As an Apache Software Foundation top-level project initially developed by Facebook, Apache Cassandra was described as a BigTable data model running on an *Amazon Dynamo-like infrastructure*. It’s used by Facebook to power their Index Search feature until 2010. Nevertheless, Cassandra is still continued to be used by Twitter but not Tweets.
It’s a structured key-value store with following features.
- It provides tunable consistency, which basically means the client application is able to determine the level of consistency for any given read/write operation.
Cassandra allows different level of consistency for the tradeoff between efficiency and correctness. This could be a good approach but leaving the per-query choices to application developers who are more likely to commit incorrect codes. In addition, it’s hard to predict the influence of queries with different consistency level on the same piece of data.
- Keys map to multiple values, which are grouped into column families. Column families are fixed when Cassandra is created but columns can be added to a family at any time. In addition, columns are added to specific keys, so different keys can have different number of columns in any given family. Values from a column family for each key are stored together. This is somehow similar to a row-oriented store.

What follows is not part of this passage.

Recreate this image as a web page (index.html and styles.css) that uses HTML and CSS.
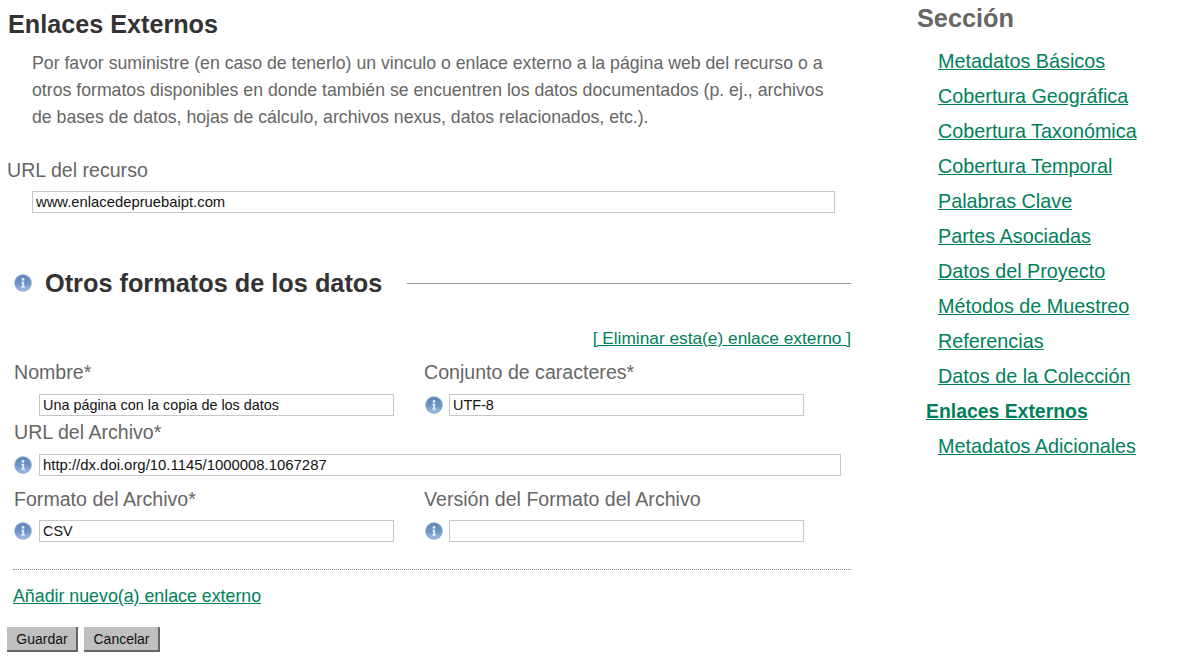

Let’s think about how this feature can make a difference. If a SQL query requires at most one column in each column family, Cassandra performs quite like a traditional key-value store. But if a query requires multiple columns in a column family, e.g. join two columns, Cassandra is able to accelerate the computation because of better locality.
On the other hand, this data management strategy doesn’t make strong assumption for the number of columns so that it could be much easier for developers to misuse columns without a warning.
- Additional features include: using the BigTable way of modeling, eventual consistency, and the Gossip protocol, a master-master way of serving read and write requests inspired by Amazon’s Dynamo.